Un danno di immagine incalcolabile, una sorta di boomerang che rischia di danneggiare un comparto trainante per le zone interne. Sono alcuni degli effetti collaterali delle uccisioni per avvelenamento dei cani da tartufo. Perché a morire non sono stati solo gli animali, ma anche un pezzo dell’economia di zona, addirittura il futuro del comparto.
«In mezzo a molto altro provo a riflettere su questa notizia, sulla sua apparente perifericità. Dei cani, dei tartufi, dei cercatori, un mercato alimentare. Quello che da un lato si patrimonializza, torna come criticità e come conflitto». Il commento e l’analisi sociologica su quanto accaduto arrivano dalla professoressa Letizia Bindi, docente dell’Università del Molise e curatrice del dossier per la candidatura di Agnone a capitale della cultura. Da tempo si occupa di Alto Molise e di aree interne più in generale e l’avvelenamento di cani da tartufo a San Pietro Avellana deve averla scossa.

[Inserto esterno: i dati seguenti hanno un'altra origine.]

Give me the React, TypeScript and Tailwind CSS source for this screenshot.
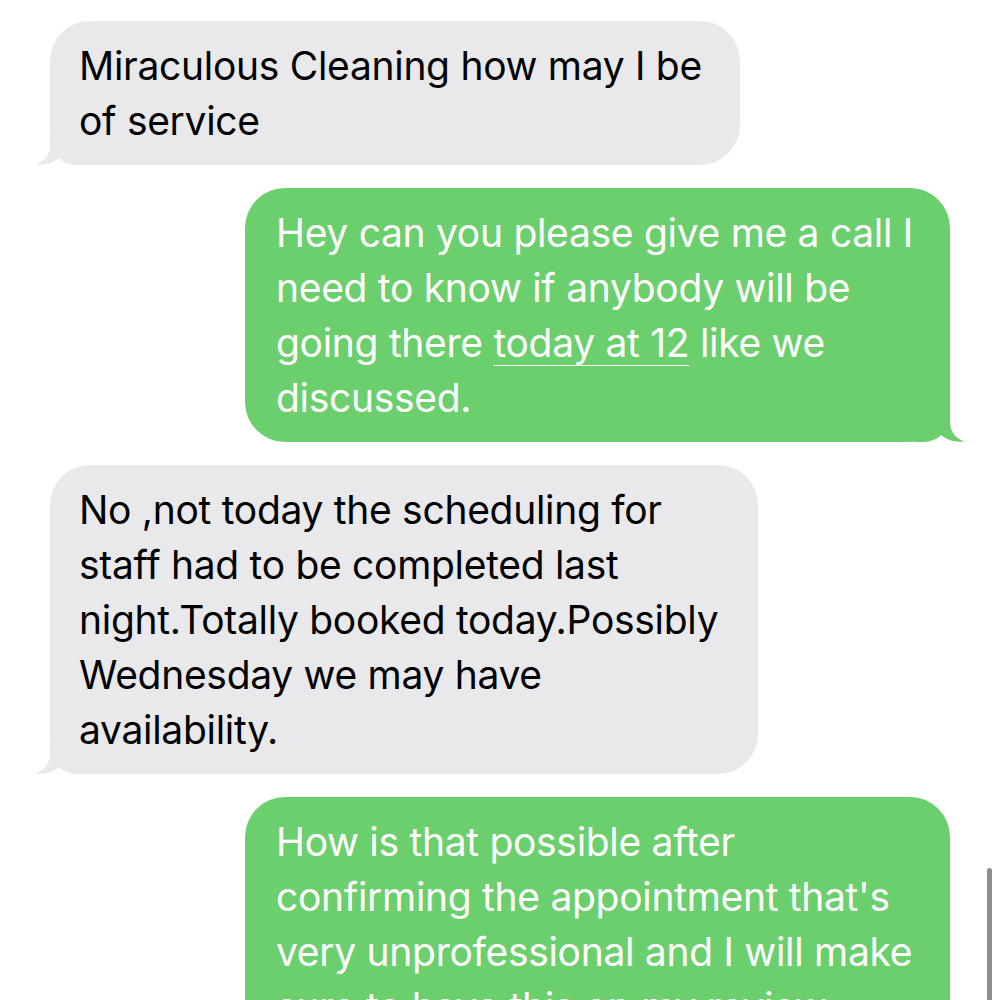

«Avvelenare per difendere privilegi. Giocare sporco sulla natura con una mano e con l’altra e con le parole esaltare la biodiversità e il valore identitario. – aggiunge Letizia Bindi – Il boccone avvelenato che mangia futuro al proprio stesso territorio. Avvelenati di mercato, avvelenati di conflitto. I cani uccisi sono una metafora imperfetta o perfetta, a pensarci bene, del fallimento di un patto. Tra noi e la terra, tra noi e il respiro. Dobbiamo tornare a capire la complessità del nostro mondo fragile. – chiude la docente – Solo una sensibilità piu fine, acuita può portarci su un altro livello della comprensione e delle pratiche».